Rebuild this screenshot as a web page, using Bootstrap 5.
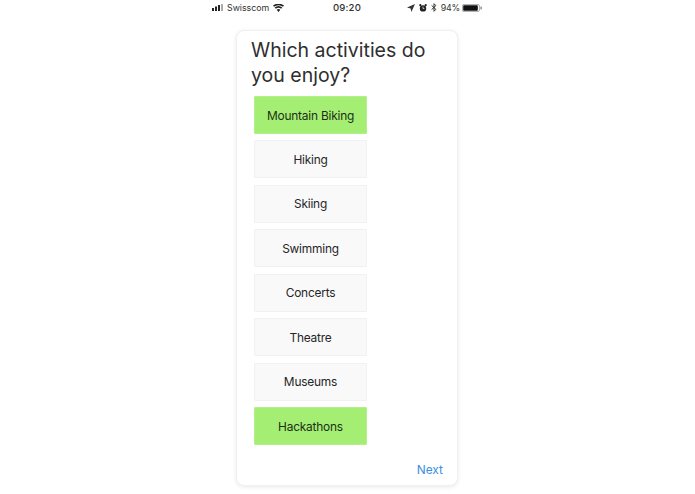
<!DOCTYPE html>
<html lang="en">
<head>
<meta charset="utf-8">
<title>Activities</title>
<link href="https://cdn.jsdelivr.net/npm/bootstrap@5.3.0/dist/css/bootstrap.min.css" rel="stylesheet">
<style>
html,body{height:494px;overflow:hidden;background:#fff}
body{font-family:Inter,"Liberation Sans",sans-serif;color:#2b2b2b}
.phone-frame{width:222px;margin-left:236px;height:494px}
.status-strip{height:15px;width:270px;margin-left:-24px;font-size:8.8px;color:#333;line-height:15px}
.status-side{flex:1 1 0}
.status-left{gap:3px}
.status-wifi{margin-left:1px}
.status-time{font-size:9.6px;font-weight:500;letter-spacing:.2px}
.status-pct{letter-spacing:-.2px;margin-right:-2px}
.quiz-panel{margin-top:15px;height:456px;border-radius:8px;border:1px solid #f0f0f0;box-shadow:0 1px 4px rgba(0,0,0,.09);padding:6px 14px 0 17px}
.quiz-title{font-size:19.5px;line-height:25px;font-weight:400;margin:1px 0 8px -3px;color:#2e2e2e}
.choice-stack{gap:6.45px;width:113px}
.choice-tile{height:38px;border:1px solid #f1f1f1;background:#f9f9f9;font-size:11.9px;letter-spacing:-.2px;color:#262626;border-radius:1px;padding:1px 0 0}
.choice-tile.picked{background:#a4ee74;border-color:#b4f08a;color:#1e2e14}
.next-link{font-size:11.9px;color:#3b8fe0;text-decoration:none;margin-top:15.5px}
</style>
</head>
<body>
<div class="phone-frame">
  <div class="status-strip d-flex align-items-center">
    <div class="status-side status-left d-flex align-items-center">
      <svg width="12" height="7" viewBox="0 0 12 7"><rect x="0" y="4" width="2" height="3" fill="#222"/><rect x="3" y="2.5" width="2" height="4.5" fill="#222"/><rect x="6" y="1" width="2" height="6" fill="#222"/><rect x="9" y="0" width="2" height="7" fill="#aaa"/></svg>
      <span>Swisscom</span>
      <svg class="status-wifi" width="11" height="8" viewBox="0 0 11 8"><path d="M5.5 8L3.7 5.8a2.8 2.8 0 0 1 3.6 0zM2.8 4.8L1.7 3.5a6 6 0 0 1 7.6 0L8.2 4.8a4.3 4.3 0 0 0-5.4 0zM1 2.8L0 1.6a8.5 8.5 0 0 1 11 0L10 2.8a7 7 0 0 0-9 0z" fill="#222"/></svg>
    </div>
    <span class="status-time">09:20</span>
    <div class="status-side d-flex align-items-center justify-content-end gap-1">
      <svg width="8" height="8" viewBox="0 0 8 8"><path d="M8 0L0 3.6l3.6.8.8 3.6z" fill="#333"/></svg>
      <svg width="8" height="8" viewBox="0 0 8 8"><circle cx="4" cy="4.4" r="3.2" fill="#222"/><circle cx="1.3" cy="1.2" r="1.1" fill="#222"/><circle cx="6.7" cy="1.2" r="1.1" fill="#222"/><path d="M4 2.6v2h1.4" stroke="#fff" stroke-width=".7" fill="none"/></svg>
      <svg width="6" height="9" viewBox="0 0 6 9"><path d="M.6 2.4l4.3 4L3 8.3V.7l1.9 1.9-4.3 4" stroke="#222" stroke-width=".9" fill="none"/></svg>
      <span class="status-pct">94%</span>
      <svg width="20" height="8" viewBox="0 0 20 8"><rect x=".4" y=".4" width="17" height="7.2" rx="1.5" fill="none" stroke="#888" stroke-width=".7"/><rect x="1.2" y="1.2" width="14.6" height="5.6" rx=".8" fill="#111"/><rect x="18.4" y="2.6" width="1.4" height="2.8" fill="#888"/></svg>
    </div>
  </div>
  <div class="quiz-panel bg-white d-flex flex-column">
    <h1 class="quiz-title">Which activities do you enjoy?</h1>
    <div class="choice-stack d-flex flex-column">
      <button class="btn choice-tile picked" type="button">Mountain Biking</button>
      <button class="btn choice-tile" type="button">Hiking</button>
      <button class="btn choice-tile" type="button">Skiing</button>
      <button class="btn choice-tile" type="button">Swimming</button>
      <button class="btn choice-tile" type="button">Concerts</button>
      <button class="btn choice-tile" type="button">Theatre</button>
      <button class="btn choice-tile" type="button">Museums</button>
      <button class="btn choice-tile picked" type="button">Hackathons</button>
    </div>
    <a class="next-link align-self-end" href="#">Next</a>
  </div>
</div>
<script src="https://cdn.jsdelivr.net/npm/bootstrap@5.3.0/dist/js/bootstrap.bundle.min.js"></script>
</body>
</html>
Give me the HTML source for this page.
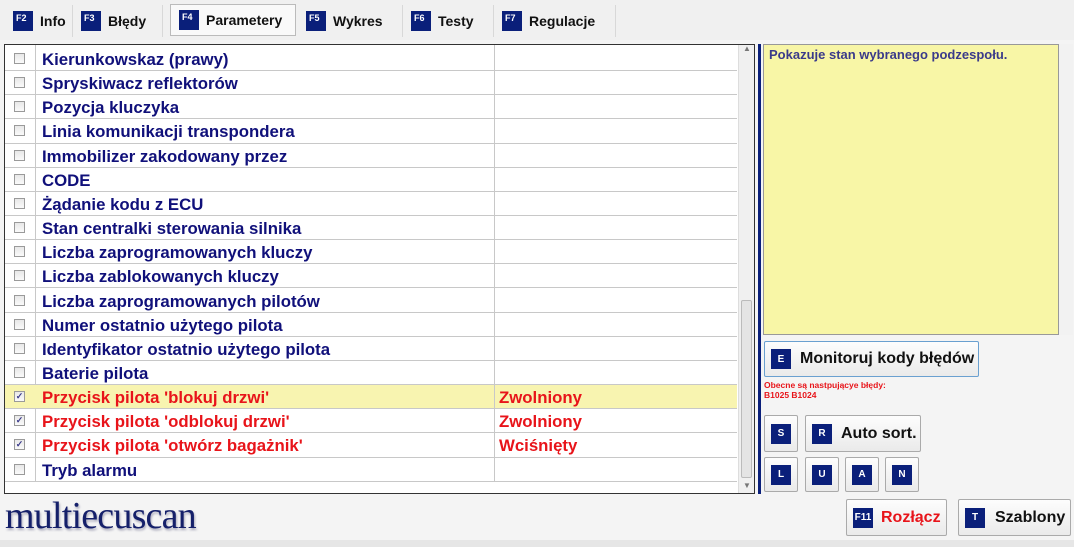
<!DOCTYPE html>
<html><head><meta charset="utf-8"><style>
*{margin:0;padding:0;box-sizing:border-box}
body{width:1074px;height:547px;background:#f4f4f4;font-family:"Liberation Sans",Arial,sans-serif;position:relative;overflow:hidden}
.a{position:absolute}
.tab{position:absolute;top:5px;height:32px;display:flex;align-items:center;font-weight:bold;font-size:14px;color:#111;border-right:1px solid #d8d8d8;padding-left:8px}
.k{display:inline-block;background:#0a1f7a;color:#fff;font-size:9px;font-weight:bold;width:20px;height:20px;line-height:14px;padding-left:3px;margin-right:7px;text-align:left}
.row{position:absolute;left:5px;width:732px;height:24.15px;border-bottom:1px solid #c8c8c8;font-weight:bold;font-size:16.8px;color:#10107a}
.row .cb{position:absolute;left:9px;top:6px;width:11px;height:11px;border:1px solid #9a9a9a;background:linear-gradient(#e8e8e8,#fafafa);font-size:9px;line-height:9px;text-align:center;color:#3a3a8a}
.row .n{position:absolute;left:37px;top:3px;white-space:nowrap}
.row .v{position:absolute;left:494px;top:3px;color:#e8141a}
.btn{position:absolute;background:linear-gradient(#fdfdfd,#eaeaea);border:1px solid #aaa;border-radius:2px;display:flex;align-items:center;font-weight:bold;color:#111}
.bk{background:#0a1f7a;color:#fff;font-size:10px;font-weight:bold;width:20px;height:20px;display:inline-flex;align-items:center;justify-content:center}
</style></head><body>
<div class="a" style="left:0;top:0;width:1074px;height:40px;background:#f0f0f0"></div>
<div class="tab" style="left:5px;width:68px"><span class="k">F2</span>Info</div>
<div class="tab" style="left:73px;width:90px"><span class="k">F3</span>Błędy</div>
<div class="tab" style="left:170px;width:126px;background:#f9f9f9;border:1px solid #bbb;top:4px"><span class="k">F4</span>Parametery</div>
<div class="tab" style="left:298px;width:105px"><span class="k">F5</span>Wykres</div>
<div class="tab" style="left:403px;width:91px"><span class="k">F6</span>Testy</div>
<div class="tab" style="left:494px;width:122px"><span class="k">F7</span>Regulacje</div>

<div class="a" style="left:4px;top:44px;width:751px;height:450px;border:1px solid #333;background:#fff"></div>
<div class="a" style="left:35px;top:45px;width:1px;height:437px;background:#c8c8c8"></div>
<div class="a" style="left:494px;top:45px;width:1px;height:437px;background:#c8c8c8"></div>
<div class="a" style="left:738px;top:45px;width:16px;height:448px;background:#f0f0f0;border-left:1px solid #ddd"></div>
<div class="a" style="left:741px;top:300px;width:11px;height:178px;background:#e4e4e4;border:1px solid #bbb;border-radius:2px"></div>
<div class="a" style="left:743px;top:44px;font-size:8px;color:#777">▲</div>
<div class="a" style="left:743px;top:481px;font-size:8px;color:#777">▼</div>

<div class="row" style="top:47px"><div class="cb"></div><div class="n">Kierunkowskaz (prawy)</div></div>
<div class="row" style="top:71.15px"><div class="cb"></div><div class="n">Spryskiwacz reflektorów</div></div>
<div class="row" style="top:95.3px"><div class="cb"></div><div class="n">Pozycja kluczyka</div></div>
<div class="row" style="top:119.45px"><div class="cb"></div><div class="n">Linia komunikacji transpondera</div></div>
<div class="row" style="top:143.6px"><div class="cb"></div><div class="n">Immobilizer zakodowany przez</div></div>
<div class="row" style="top:167.75px"><div class="cb"></div><div class="n">CODE</div></div>
<div class="row" style="top:191.9px"><div class="cb"></div><div class="n">Żądanie kodu z ECU</div></div>
<div class="row" style="top:216.05px"><div class="cb"></div><div class="n">Stan centralki sterowania silnika</div></div>
<div class="row" style="top:240.2px"><div class="cb"></div><div class="n">Liczba zaprogramowanych kluczy</div></div>
<div class="row" style="top:264.35px"><div class="cb"></div><div class="n">Liczba zablokowanych kluczy</div></div>
<div class="row" style="top:288.5px"><div class="cb"></div><div class="n">Liczba zaprogramowanych pilotów</div></div>
<div class="row" style="top:312.65px"><div class="cb"></div><div class="n">Numer ostatnio użytego pilota</div></div>
<div class="row" style="top:336.8px"><div class="cb"></div><div class="n">Identyfikator ostatnio użytego pilota</div></div>
<div class="row" style="top:360.95px"><div class="cb"></div><div class="n">Baterie pilota</div></div>
<div class="row" style="top:385.1px;background:#f8f4b0"><div class="cb">✓</div><div class="n" style="color:#e8141a">Przycisk pilota 'blokuj drzwi'</div><div class="v">Zwolniony</div></div>
<div class="row" style="top:409.25px"><div class="cb">✓</div><div class="n" style="color:#e8141a">Przycisk pilota 'odblokuj drzwi'</div><div class="v">Zwolniony</div></div>
<div class="row" style="top:433.4px"><div class="cb">✓</div><div class="n" style="color:#e8141a">Przycisk pilota 'otwórz bagażnik'</div><div class="v">Wciśnięty</div></div>
<div class="row" style="top:457.55px"><div class="cb"></div><div class="n">Tryb alarmu</div></div>
<div class="a" style="left:494px;top:385px;width:1px;height:97px;background:#c8c8c8"></div>

<div class="a" style="left:758px;top:44px;width:3px;height:450px;background:#0a1f7a"></div>
<div class="a" style="left:763px;top:44px;width:296px;height:291px;background:#f8f6a6;border:1px solid #999"></div>
<div class="a" style="left:769px;top:47px;font-size:13px;font-weight:bold;color:#3a3a8a">Pokazuje stan wybranego podzespołu.</div>
<div class="a" style="left:1059px;top:44px;width:14px;height:291px;background:#f2f2f2"></div>

<div class="btn" style="left:764px;top:341px;width:215px;height:36px;border-color:#6aa0d0;padding-left:6px;font-size:16px"><span class="bk" style="margin-right:9px">E</span>Monitoruj kody błędów</div>
<div class="a" style="left:764px;top:380px;font-size:8.5px;font-weight:bold;color:#e8141a;line-height:10px">Obecne są nastpującye błędy:<br>B1025 B1024</div>
<div class="btn" style="left:764px;top:415px;width:34px;height:37px;justify-content:center"><span class="bk">S</span></div>
<div class="btn" style="left:805px;top:415px;width:116px;height:37px;padding-left:6px;font-size:16px"><span class="bk" style="margin-right:9px">R</span>Auto sort.</div>
<div class="btn" style="left:764px;top:457px;width:34px;height:35px;justify-content:center"><span class="bk">L</span></div>
<div class="btn" style="left:805px;top:457px;width:34px;height:35px;justify-content:center"><span class="bk">U</span></div>
<div class="btn" style="left:845px;top:457px;width:34px;height:35px;justify-content:center"><span class="bk">A</span></div>
<div class="btn" style="left:885px;top:457px;width:34px;height:35px;justify-content:center"><span class="bk">N</span></div>
<div class="btn" style="left:846px;top:499px;width:101px;height:37px;padding-left:6px;font-size:16px;color:#e8141a"><span class="bk" style="margin-right:8px">F11</span>Rozłącz</div>
<div class="btn" style="left:958px;top:499px;width:113px;height:37px;padding-left:6px;font-size:16px"><span class="bk" style="margin-right:10px">T</span>Szablony</div>

<div class="a" style="left:5px;top:494px;font-family:'Liberation Serif',serif;font-size:38px;color:#15206a;text-shadow:1px 2px 2px #aab;letter-spacing:-0.8px">multiecuscan</div>
<div class="a" style="left:0;top:540px;width:1074px;height:7px;background:#e6e6e6"></div>
</body></html>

*Short problem*
Where a line above holds the string "page", show that line.

*Finished task*
Rebuild this screenshot as a web page, using Bootstrap 5.
Give me the HTML source for this page.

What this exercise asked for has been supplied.